The Evernote cloud-based productivity service has been hit by a DDoS attack, causing problems when users try to synchronise their local data resources with those of Evernote's in the cloud.
In parallel with the Evernote attack, the Prolexic Security Engineering and Response Team (PLXSert) has released a threat advisory outlining new payloads from the Zeus toolkit that it has seen in the wild.
In addition to data theft and financial fraud, for which Zeus is well known, PLXSert has also discovered Zeus being used DDoS attacks.
Back at Evernote, the cloud specialist last suffered a security breach in March last year, causing the firm to advise its free and paid-for (freemium) users to move to a two-factor authentication login process.
The BBC newswire says that the attack started around 10:25 UK time last night and SCMagazineUK.com notes how the site appears to have returned to sluggish working as of 14:00 today.
The attack also comes in the wake of the service's annual development conference last week, at which third-party developers said that Evernote now has more than 100 million-users.
Spokeswoman Ronda Scott told the BBC that Evernote is continuing to mitigate the effects of the attack, but has successfully returned Evernote to service. “As is the nature of DDoS attacks, there was no data loss, and no accounts were compromised," she explained.
Steve Armstrong, a director at security specialist Logcally Secure, said that these types of security problems are classed as grieving attacks, as they are invariably carried out by someone with a grievance against the organisation concerned.
Because Evernote has so many users, the service will undoubtedly be split across multiple servers globally, meaning that it is relatively easy to stage a DDoS attack on one or more elements of the network, even if the overall available bandwidth is quite high.
"It's very difficult to solve these types of DDoS attacks, as cloud remediation costs real money; with so many free users you have to ask where the money is going to come from," he explained.

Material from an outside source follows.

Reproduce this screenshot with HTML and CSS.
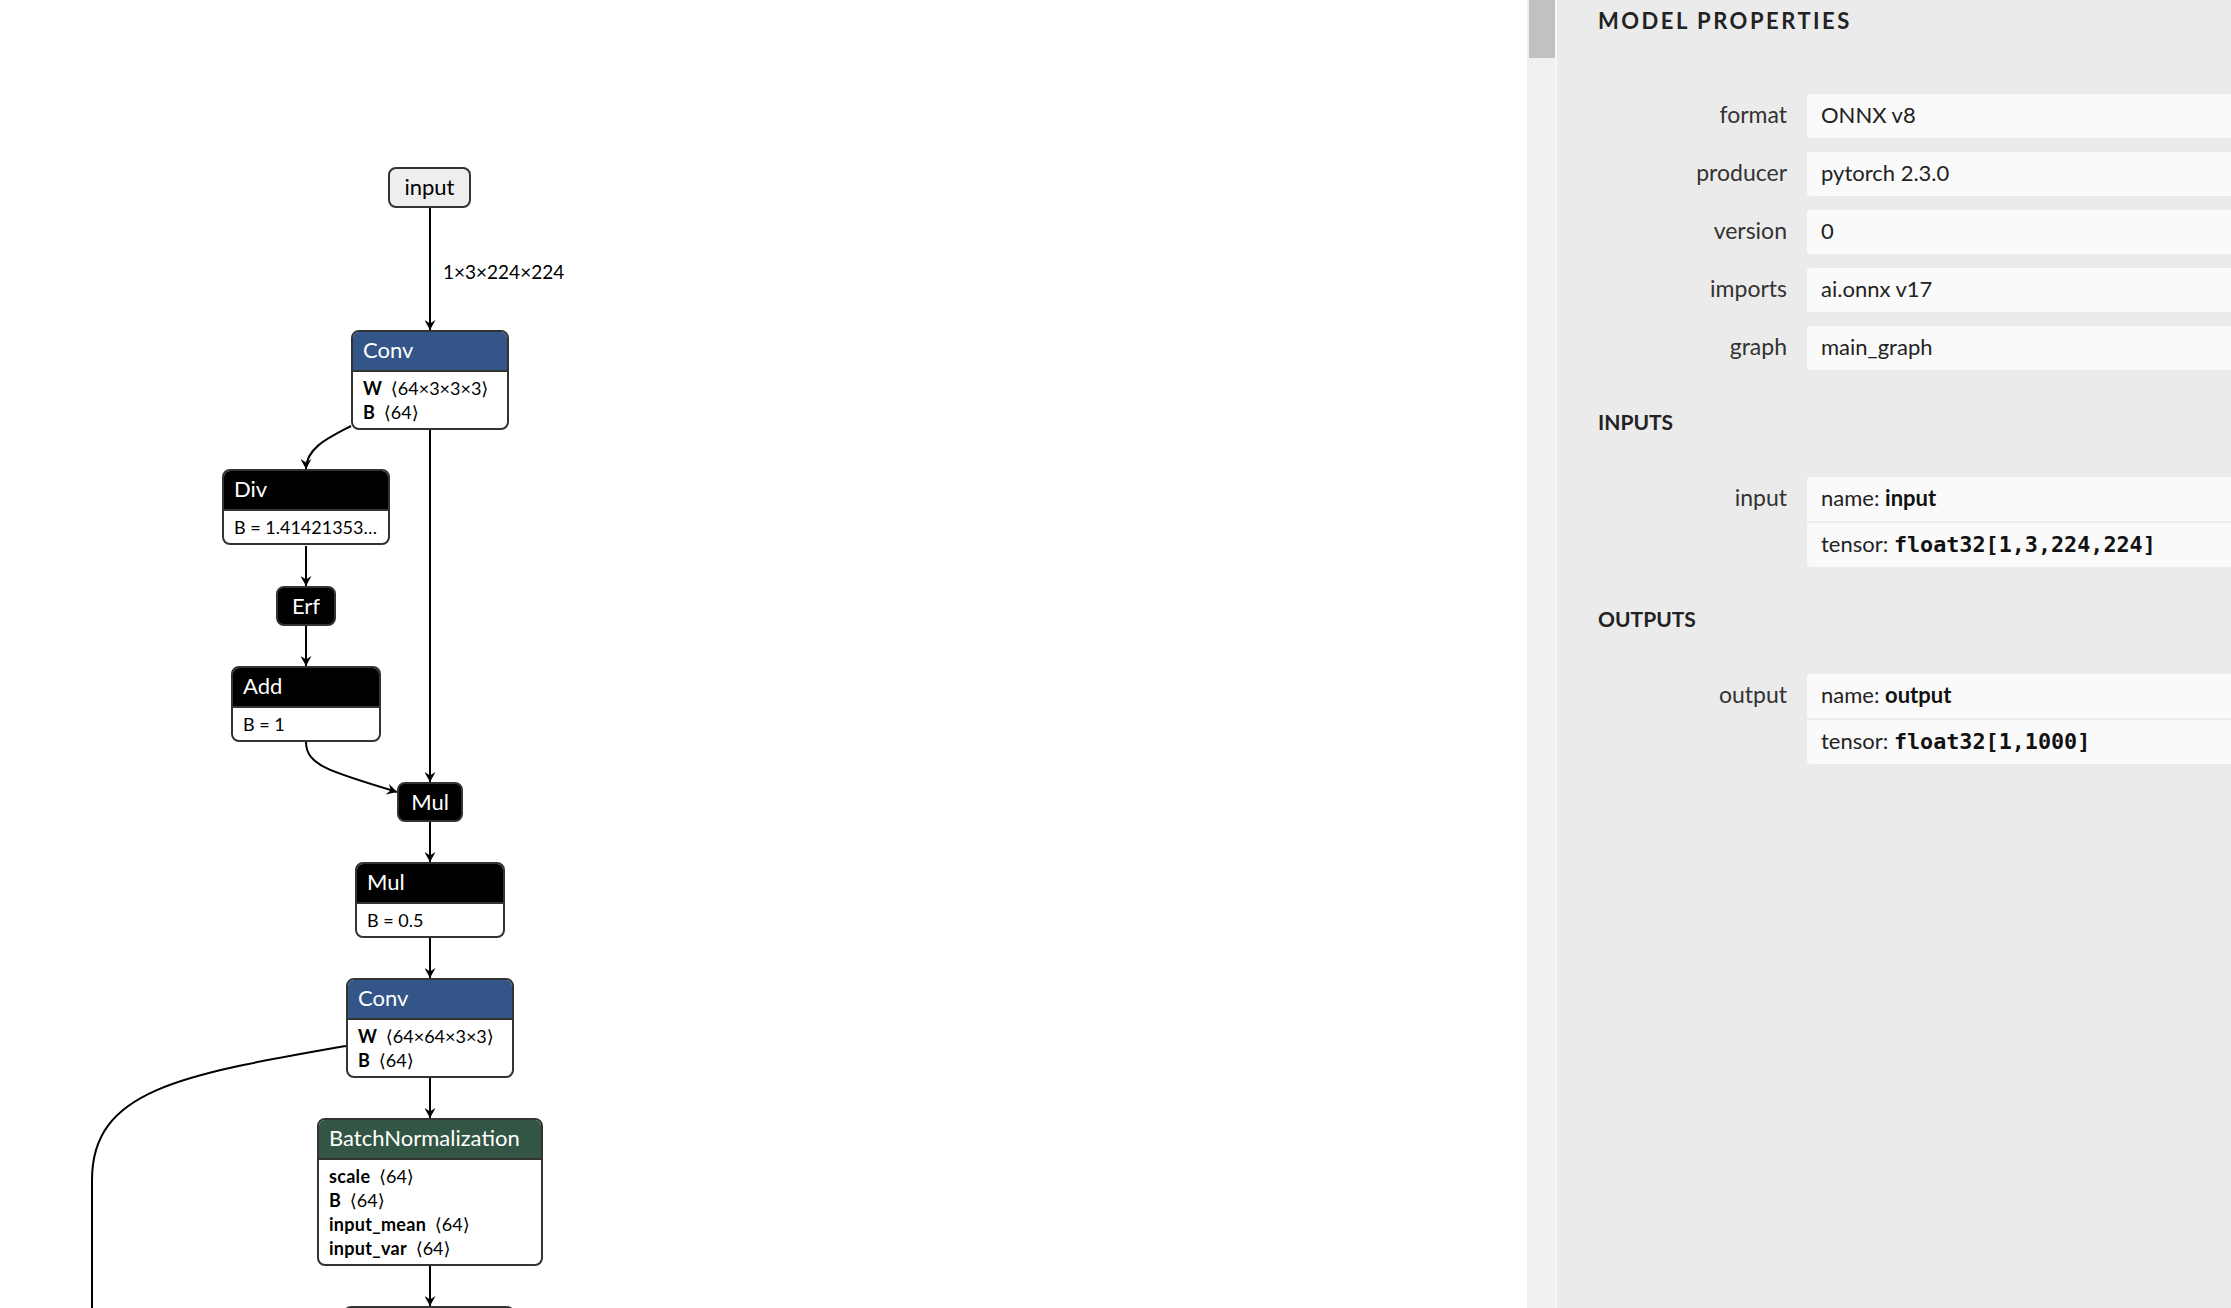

Armstrong, who is a SANS Institute instructor and an experienced pen tester, went on to say that cloud hosting companies also have a fair usage policy, meaning that under a DDoS attack they will likely start complaining to the victim of the attack.
"I know of one client who pays between £10,000 and £15,000 a month for DDoS remediation services, so yes, they are quite expensive," he said.
Mark Teolis, general manager of DOSarrest, said that companies that have been DDoS attacked in the past are more likely to be attacked in the future.
"Evernote should take this one day outage as a huge warning and make changes to its infrastructure to avoid a repeat event. Customers have come to expect virtually uninterrupted service. Given Evernote's service, if a customer was unable to access their files stored on their system, it could lead them to look at alternative options," he explained.
Lucas Zaichkowsky, enterprise defence architect with AccessData, meanwhile, said that - whilst the motives of the attacker are a mystery at this time - typically they include hacktivists making a statement, as well as criminals seeking to extort money in exchange for ceasing the attack.
Other drivers, he added, include hackers keeping security teams busy while they break in and steal sensitive information, as well as competitors trying to upset the users and to steal business away.
"I would speculate that the motive is most likely extortion or a cover-up for hacking activity since there aren't any hacktivists taking credit for the disruption from what I can see," he said.
Tony Kenyon, EMEA technical director with A10 Networks, said that the scale and duration of these attacks is simply beyond the scope of many online organisations to deal with locally.
"To date DDoS detection and mitigation has been an area where IT spend has lagged, it's seen as a 'nice-to-have'. What we are now seeing is that DDoS attacks are becoming more regular and more pervasive; any organisation can be hit at any time. The main difference with these sustained volumetric attacks is that any organisation that is unprepared can be effectively 'switched off the Internet' - at will," he explained.
Kenyon concluded that these attacks are fundamentally about business continuity - being prepared means having appropriate bandwidth at the point of ingress, looking at both the upstream service provision and downstream services, and having a recovery plan that assumes an attack will happen.